Por último, el fracaso de los sistemas de control para abatir el ausentismo de los/las profesores/as apunta a una problemática recurrente que comparten casi todas las universidades estatales mexicanas: la selección del personal académico. Muchas IES estatales carecen de exámenes de oposición. Es el/la directivo/a de una dependencia universitaria y no una instancia colegiada de alto nivel quien decide sobre la contratación de un/a profesor/a. Esta selección del personal suele ser  influida por criterios  políticos (relaciones de lealtad y/o compadrazgo, fortalecimiento del grupo político propio, etcétera). Las capacidades y aptitudes académicas de las personas a contratar son de menor importancia. Ante el poco rigor académico de la selección del personal académico no sorprende que los/las profesores/as con más faltas suelen ser cercanos/as a la autoridad en turno. El ausentismo no se abate con registros de huella digital sino con procesos de selección más rigurosos. De paso esto mejoraría también el nivel académico de los programas educativos de las diversas IES.

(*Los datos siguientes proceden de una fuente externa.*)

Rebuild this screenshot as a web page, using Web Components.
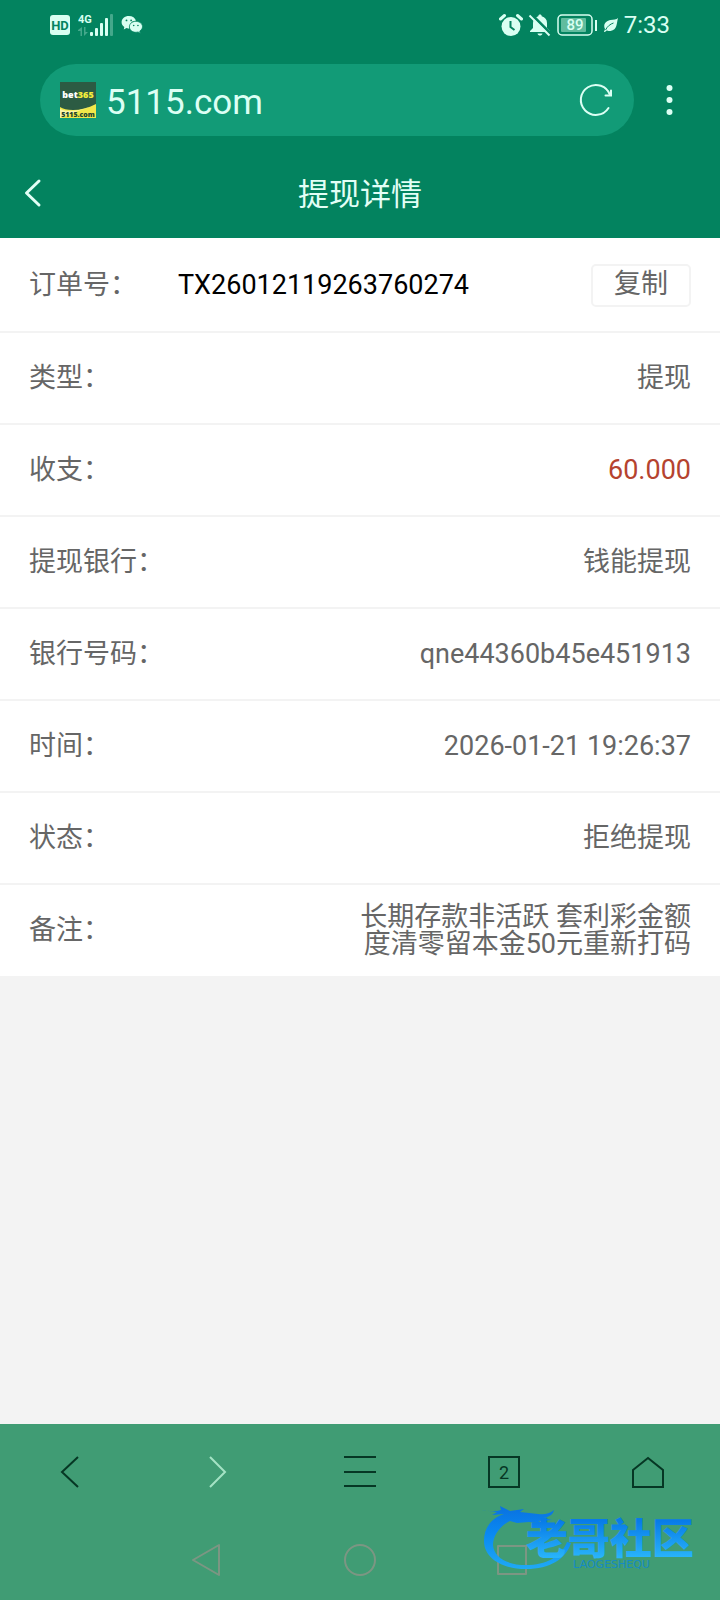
<!DOCTYPE html>
<html lang="zh-CN">
<head>
<meta charset="utf-8">
<meta name="viewport" content="width=device-width, initial-scale=1">
<title>提现详情</title>
<style>
  body { margin: 0; font-family: Roboto, "Noto Sans CJK SC", sans-serif; }
</style>
</head>
<body>
<withdraw-app></withdraw-app>

<script>
const define = (name, html) => customElements.define(name, class extends HTMLElement {
  constructor() {
    super();
    const t = document.createElement('template');
    t.innerHTML = html;
    this.attachShadow({ mode: 'open' }).append(t.content.cloneNode(true));
  }
});

define('status-bar', `
<style>
  :host { display: flex; align-items: center; justify-content: space-between; height: 50px; padding: 0 50px; color: #d9fff2; }
  div { display: flex; align-items: center; }
  svg { display: block; }
  .left { gap: 8px; }
  .right { gap: 5px; }
  time { font-size: 24px; line-height: 28px; font-weight: 400; }
  text { font-family: Roboto, sans-serif; }
</style>
<div class="left">
  <svg width="20" height="22" viewBox="0 0 20 22"><rect y="1" width="20" height="20" rx="3" fill="currentColor"/><text x="10" y="16" text-anchor="middle" font-size="13" font-weight="700" fill="#03835f">HD</text></svg>
  <svg width="35" height="24" viewBox="0 0 35 24" fill="currentColor"><text x="0" y="10" font-size="11" font-weight="700">4G</text>
    <g opacity=".3"><path d="M0 17l4-3v9H2.500v-5H0zM6 14h1.500v5H10l-4 4z"/><rect x="32" y="1" width="3" height="22" rx="1"/></g>
    <rect x="12" y="19" width="3" height="4" rx="1"/><rect x="17" y="15" width="3" height="8" rx="1"/><rect x="22" y="10" width="3" height="13" rx="1"/><rect x="27" y="5" width="3" height="18" rx="1"/></svg>
  <svg width="23" height="20" viewBox="0 0 24 22"><path fill="currentColor" d="M8 1C3.500 1 0 4 0 8c0 2.300 1.200 4 3 5.300L2.400 16l3-1.600 3 .6C8 10 12 6 16 6.500 15 3 12 1 8 1z"/><path fill="currentColor" stroke="#03835f" stroke-width=".8" d="M15.600 7c-3.800 0-7 2.500-7 6s3.200 6 7 6c.9 0 1.700-.1 2.500-.4l2.500 1.500-.6-2.500c1.800-1.100 3-2.700 3-4.600 0-3.500-3.400-6-7.400-6z"/><g fill="#03835f"><circle cx="5.400" cy="6" r="1"/><circle cx="10.500" cy="6" r="1"/><circle cx="13.300" cy="11.500" r=".9"/><circle cx="18" cy="11.500" r=".9"/></g></svg>
</div>
<div class="right">
  <svg width="24" height="24" viewBox="0 0 24 24"><circle cx="12" cy="13.500" r="9.500" fill="currentColor"/><path d="M1.500 6l4-3.500M18.500 2.500l4 3.500" stroke="currentColor" stroke-width="3" stroke-linecap="round"/><path d="M11.500 8v6l4 3" fill="none" stroke="#03835f" stroke-width="2"/></svg>
  <svg width="24" height="24" viewBox="0 0 24 24"><path fill="currentColor" d="M12 1.500c1 0 1.700.7 1.700 1.700C17 4 19 6.500 19 10v5l3 3v1H2v-1l3-3v-5c0-3.500 2-6 5.300-6.800 0-1 .7-1.700 1.700-1.700zM9.500 20.500h5c-.4 1.400-1.300 2-2.500 2s-2.100-.6-2.500-2z"/><path d="M3.500 1.500l19 19" stroke="#03835f" stroke-width="3"/><path d="M1.500 2.500l20 20" stroke="currentColor" stroke-width="2"/></svg>
  <svg width="41" height="22" viewBox="0 0 41 22"><rect x="1" y="1" width="34" height="20" rx="4" fill="none" stroke="currentColor" stroke-width="1.500"/><rect x="4" y="4" width="25" height="14" rx="1" fill="#61bc9e"/><rect x="38" y="6" width="2" height="11" fill="currentColor"/><text x="18" y="16" text-anchor="middle" font-size="15" font-weight="500" fill="currentColor">89</text></svg>
  <svg width="16" height="16" viewBox="0 0 15 16"><path fill="currentColor" d="M14.500 1C13 6 14 13 7 14c-1.500.2-3.500-.2-4-.5L1.500 15H.5l1-3C-1 7 3 3.500 7 3c3-.4 6-.5 7.500-2z"/><path d="M2 13c2-4 5-6 8-7" stroke="#03835f" fill="none"/></svg>
  <time>7:33</time>
</div>`);

define('address-bar', `
<style>
  :host { display: flex; align-items: center; height: 72px; padding: 14px 29px 16px 40px; gap: 14px; color: #dcfff4; }
  form { display: flex; flex: 1; align-items: center; min-width: 0; box-sizing: border-box; height: 72px; padding: 0 20px; gap: 10px; border-radius: 36px; background: #129b77; }
  input { flex: 1; min-width: 0; height: 52px; padding: 4px 0 0; box-sizing: border-box; border: 0; outline: 0; background: none; font: 35px/48px Roboto, sans-serif; color: inherit; }
  button { display: block; padding: 0; border: 0; background: none; color: inherit; }
  svg { display: block; }
</style>
<form>
  <svg width="36" height="36" viewBox="0 0 36 36" font-family="Open Sans, sans-serif" font-weight="800"><rect width="36" height="36" fill="#f0e84a"/><path d="M0 0h36v22c-8 4-16 6-23 6-6 0-10-1-13-3z" fill="#2c5b43"/><path d="M0 27c9 4 22 1 36-4L18 29 0 36z" fill="#fffbd0" opacity=".7"/><text x="18" y="16" text-anchor="middle" font-size="9" fill="#fff">bet<tspan fill="#f4ec3c">365</tspan></text><text x="18" y="35" text-anchor="middle" font-size="7" fill="#24452f">5115.com</text></svg>
  <input aria-label="网址" value="5115.com">
  <button type="button" aria-label="刷新"><svg width="36" height="36" viewBox="0 0 36 36" fill="none" stroke="currentColor" stroke-width="2" stroke-linecap="round"><path d="M30.500 26A15 15 0 1 1 32 13"/><path d="M33 8.500V13.500h-5.500"/></svg></button>
</form>
<button type="button" aria-label="更多"><svg width="43" height="36" viewBox="0 0 43 36" fill="currentColor"><circle cx="21.500" cy="6" r="3"/><circle cx="21.500" cy="18" r="3"/><circle cx="21.500" cy="30" r="3"/></svg></button>`);

define('page-title', `
<style>
  :host { display: grid; grid-template-columns: 48px 1fr 48px; align-items: center; height: 86px; padding: 0 12px; color: #e2fff6; }
  h1 { margin: 0; text-align: center; font-size: 31px; line-height: 40px; font-weight: 400; }
  a { display: block; color: inherit; }
  svg { display: block; }
</style>
<a href="#" aria-label="返回"><svg width="42" height="42" viewBox="0 0 42 42" fill="none" stroke="currentColor" stroke-width="3" stroke-linecap="round" stroke-linejoin="round"><path d="M27 7L14.500 19 27 31"/></svg></a>
<h1><slot></slot></h1>`);

define('detail-row', `
<style>
  :host { display: flex; align-items: center; justify-content: space-between; box-sizing: border-box; min-height: 92px; padding: 0 29px; border-bottom: 2px solid #f3f3f3; background: #fff; color: #666; font-size: 27px; line-height: 27px; }
  :host([first]) { min-height: 95px; padding-top: 2px; }
  :host([last]) { min-height: 91px; border-bottom: 0; }
  .label { flex: none; min-width: 149px; }
  .value { max-width: 332px; text-align: right; }
  :host([first]) .value { flex: 1; max-width: none; text-align: left; color: #000; }
  :host([negative]) .value { color: #b5432f; }
</style>
<span class="label"><slot name="label"></slot></span>
<span class="value"><slot></slot></span>
<slot name="action"></slot>`);

define('copy-button', `
<style>
  :host { display: block; }
  button { display: block; width: 100px; height: 43px; padding: 0 0 2px; border: 2px solid #f3f3f3; border-radius: 5px; background: #fff; color: #666; font: inherit; line-height: 37px; }
</style>
<button type="button"><slot></slot></button>`);

define('browser-toolbar', `
<style>
  :host { display: grid; grid-template-columns: repeat(5, 1fr); height: 96px; color: #063724; }
  button { display: grid; place-items: center; padding: 0; border: 0; background: none; color: inherit; }
  button:disabled { color: #a5e3c5; }
  svg { display: block; fill: none; stroke: currentColor; stroke-width: 2; }
</style>
<button type="button" aria-label="后退"><svg width="36" height="36" viewBox="0 0 36 36"><path d="M24 3L8 18l16 15"/></svg></button>
<button type="button" aria-label="前进" disabled><svg width="36" height="36" viewBox="0 0 36 36"><path d="M12 3l15 15-15 15"/></svg></button>
<button type="button" aria-label="菜单"><svg width="36" height="36" viewBox="0 0 36 36"><path d="M2 3h32M2 18h32M2 32h32"/></svg></button>
<button type="button" aria-label="标签页"><svg width="36" height="36" viewBox="0 0 36 36"><rect x="3" y="3" width="30" height="30"/><text x="18" y="25" text-anchor="middle" font-family="Roboto, sans-serif" font-size="18" fill="currentColor" stroke="none">2</text></svg></button>
<button type="button" aria-label="主页"><svg width="36" height="36" viewBox="0 0 36 36"><path d="M3 16L18 4l15 12v17H3z"/></svg></button>`);

define('system-nav', `
<style>
  :host { display: flex; justify-content: center; height: 80px; }
  button { display: grid; place-items: center; width: 154px; padding: 0; border: 0; background: none; color: #7c9683; }
  svg { display: block; fill: none; stroke: currentColor; stroke-width: 2; stroke-linejoin: round; }
</style>
<button type="button" aria-label="返回"><svg width="36" height="36" viewBox="0 0 36 36"><path d="M31 3v30L5 18z"/></svg></button>
<button type="button" aria-label="主屏幕"><svg width="36" height="36" viewBox="0 0 36 36"><circle cx="18" cy="18" r="15"/></svg></button>
<button type="button" aria-label="最近任务"><svg width="36" height="36" viewBox="0 0 36 36"><rect x="2" y="4" width="28" height="28"/></svg></button>`);

define('community-mark', `
<style>
  :host { display: block; width: 224px; height: 72px; pointer-events: none; }
  svg { display: block; }
</style>
<svg width="224" height="72" viewBox="0 0 224 72">
  <defs><linearGradient id="g" x1="0" y1="0" x2="0" y2="72" gradientUnits="userSpaceOnUse"><stop stop-color="#0a70df"/><stop offset=".4" stop-color="#0989f2"/><stop offset="1" stop-color="#25b1f5"/></linearGradient>
  <linearGradient id="t" x1="0" y1="16" x2="0" y2="52" gradientUnits="userSpaceOnUse"><stop stop-color="#087be8"/><stop offset="1" stop-color="#28b3fa"/></linearGradient></defs>
  <path fill="url(#g)" d="M1 5c7 1 14 2 20 0L20 1l10 5 14-2-4 3 18 2c6 1 11 0 16-4-1 5-5 7-11 8l9 2-14 1 8 3-17-2-12 1-7-2C21 20 13 30 13 40c1 13 15 20 33 20 20 0 35-8 41-23l4 1C86 54 70 64 46 64 22 64 4 53 4 36 4 22 12 13 24 9L12 10l5-3z"/>
  <text x="46" y="49" font-family="Noto Sans CJK SC, sans-serif" font-size="42" font-weight="900" fill="url(#t)">老哥社区</text>
  <text x="93" y="63" font-family="DejaVu Sans, sans-serif" font-size="11" font-weight="400" fill="#168bc4">LAOGESHEQU</text>
</svg>`);

define('withdraw-app', `
<style>
  :host { display: flex; flex-direction: column; min-height: 100vh; background: #f3f3f3; }
  header { background: #03835f; }
  main { flex: 1; }
  footer { position: relative; background: #409c74; }
  community-mark { position: absolute; right: 16px; bottom: 23px; }
</style>
<header>
  <status-bar></status-bar>
  <address-bar></address-bar>
  <page-title>提现详情</page-title>
</header>
<main>
  <detail-row first><span slot="label">订单号：</span>TX26012119263760274<copy-button slot="action">复制</copy-button></detail-row>
  <detail-row><span slot="label">类型：</span>提现</detail-row>
  <detail-row negative><span slot="label">收支：</span>60.000</detail-row>
  <detail-row><span slot="label">提现银行：</span>钱能提现</detail-row>
  <detail-row><span slot="label">银行号码：</span>qne44360b45e451913</detail-row>
  <detail-row><span slot="label">时间：</span>2026-01-21 19:26:37</detail-row>
  <detail-row><span slot="label">状态：</span>拒绝提现</detail-row>
  <detail-row last><span slot="label">备注：</span>长期存款非活跃 套利彩金额度清零留本金50元重新打码</detail-row>
</main>
<footer>
  <browser-toolbar></browser-toolbar>
  <system-nav></system-nav>
  <community-mark></community-mark>
</footer>`);
</script>
</body>
</html>
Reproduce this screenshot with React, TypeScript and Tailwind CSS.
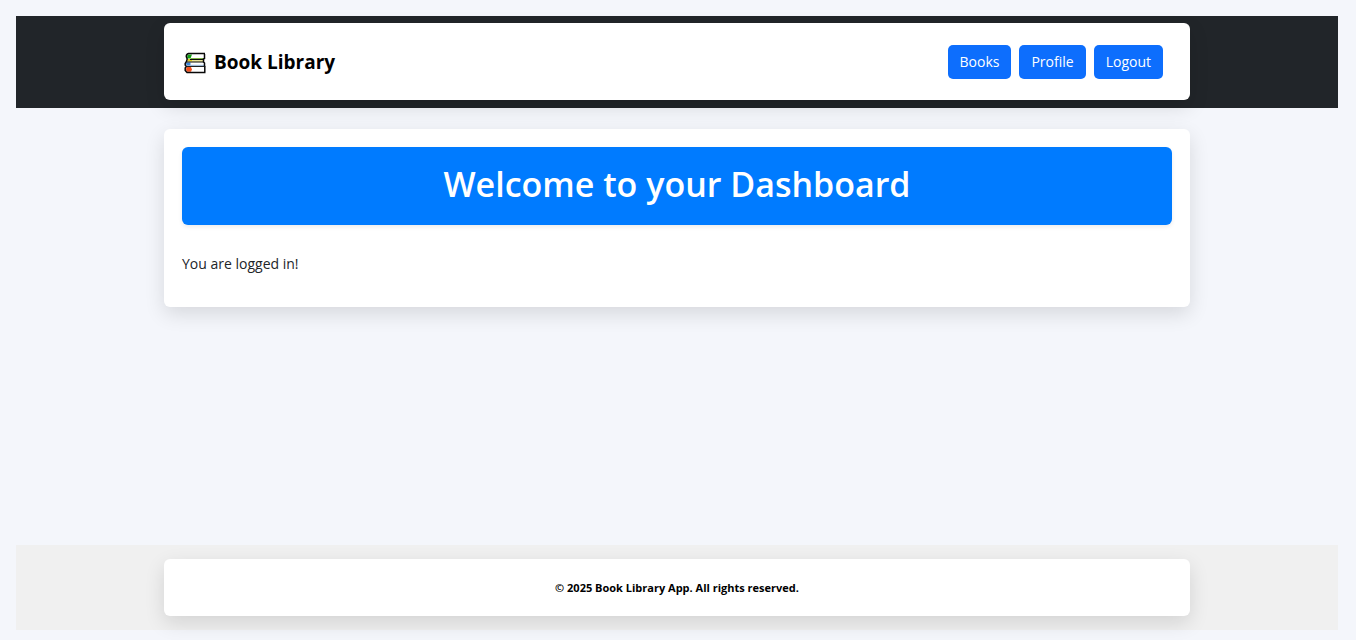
function BooksIcon() {
  return (
    <svg viewBox="0 0 22 22" className="size-[22px] shrink-0" aria-hidden="true">
      <path d="M4 2H20.500V7H19.500V10H20.500V14H21V20H3L1.500 18V15L2 10L3 7L2.500 4Z" fill="#fff" />
      <path d="M3.500 2.500H8L6.500 6.500H3Z" fill="#14a014" />
      <path d="M6.500 6H19.500V7H6.500Z" fill="#7cb342" />
      <path d="M3.500 7H8V9.500H3.500Z" fill="#e3cb1e" />
      <path d="M8 8.500H19.500V9.500H8Z" fill="#d4c832" />
      <path d="M2 10.500H6.500V13.500H2.500Z" fill="#3a86dc" />
      <path d="M6.500 12.800H20V13.700H6.500Z" fill="#8fb8e6" />
      <path d="M2.500 15H7L8 17.500L7 19.800H3L2 18Z" fill="#f4511e" />
      <path
        d="M21 1.500H4.500Q2.300 2 2.300 4.500L3.200 7L2.500 9.500L1.200 11.500V13L2.200 14.500L1.200 16V18.500L3 20.400H21.500M20.500 2V6.500L19.500 7V10L20.500 11V14M20.800 14.500V20"
        fill="none"
        stroke="#080808"
        strokeWidth="1.500"
      />
      <path d="M6 7.500H20M3 10H20M2.500 14.400H21.500" fill="none" stroke="#080808" strokeWidth="1" />
    </svg>
  );
}

const links = ["Books", "Profile", "Logout"];

export default function App() {
  return (
    <div className="flex min-h-screen flex-col bg-[#f4f6fb] pt-4 pr-[18px] pb-[10px] pl-4 font-['Open_Sans','Noto_Sans',sans-serif] text-sm text-[#212529]">
      <header className="bg-[#212529] pt-[7px] pb-2">
        <nav className="mx-auto flex min-h-[77px] w-full max-w-[1026px] items-center justify-between rounded-md bg-white pr-[27px] pl-5 shadow-[0_7px_20px_rgba(0,0,0,0.12)]">
          <a href="#home" className="flex items-center gap-2 pt-[3px] text-[19px] font-bold text-black">
            <BooksIcon />
            Book Library
          </a>
          <div className="flex gap-2">
            {links.map((label) => (
              <a
                key={label}
                href={`#${label.toLowerCase()}`}
                className="rounded-[5px] bg-[#0d6efd] px-3 py-[7px] leading-5 text-white"
              >
                {label}
              </a>
            ))}
          </div>
        </nav>
      </header>

      <main className="mx-auto mt-[21px] w-full max-w-[1026px] rounded-md bg-white px-[18px] pt-[18px] pb-[33px] shadow-[0_7px_20px_rgba(0,0,0,0.12)]">
        <h1 className="rounded-md bg-[#007bff] pt-[15px] pb-[19px] text-center text-[34px] leading-[44px] font-semibold text-white shadow-[0_2px_4px_rgba(0,0,0,0.08)]">
          Welcome to your Dashboard
        </h1>
        <p className="mt-7 leading-[21px]">You are logged in!</p>
      </main>

      <footer className="mt-auto bg-[#f0f0f0] py-[14px]">
        <div className="mx-auto w-full max-w-[1026px] rounded-md bg-white py-5 text-center text-[11px] leading-[17px] font-bold text-black shadow-[0_7px_20px_rgba(0,0,0,0.12)]">
          © 2025 Book Library App. All rights reserved.
        </div>
      </footer>
    </div>
  );
}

En suma, las universidades estatales no requieren ni de video-vigilancia ni del registro de la huella digital sino de un profesorado altamente calificado y comprometido con el trabajo académico y científico. Para ello es necesario devolver el poder de decisiones a las comunidades académicas y abandonar los modelos de gestión y administración inspirados por la ideología neoliberal. Estos cambios de poder al interior de las universidades tienen que ser pujados desde las comunidades académicas mismas. Un primer paso es la creación de espacios de reflexión y organización. Agradezco el esfuerzo de “Tesis 11- Crítica Universitaria” para propulsar  este proceso y su invitación por participar en  este pensar colectivo a través de esta editorial.

[1] La Dra. Veronika Sieglin es desde hace 30 años profesora-investigadora de la Universidad Autónoma de Nuevo León, integrante del Sistema Nacional de Investigadores y de la Academia Mexicana de las Ciencias.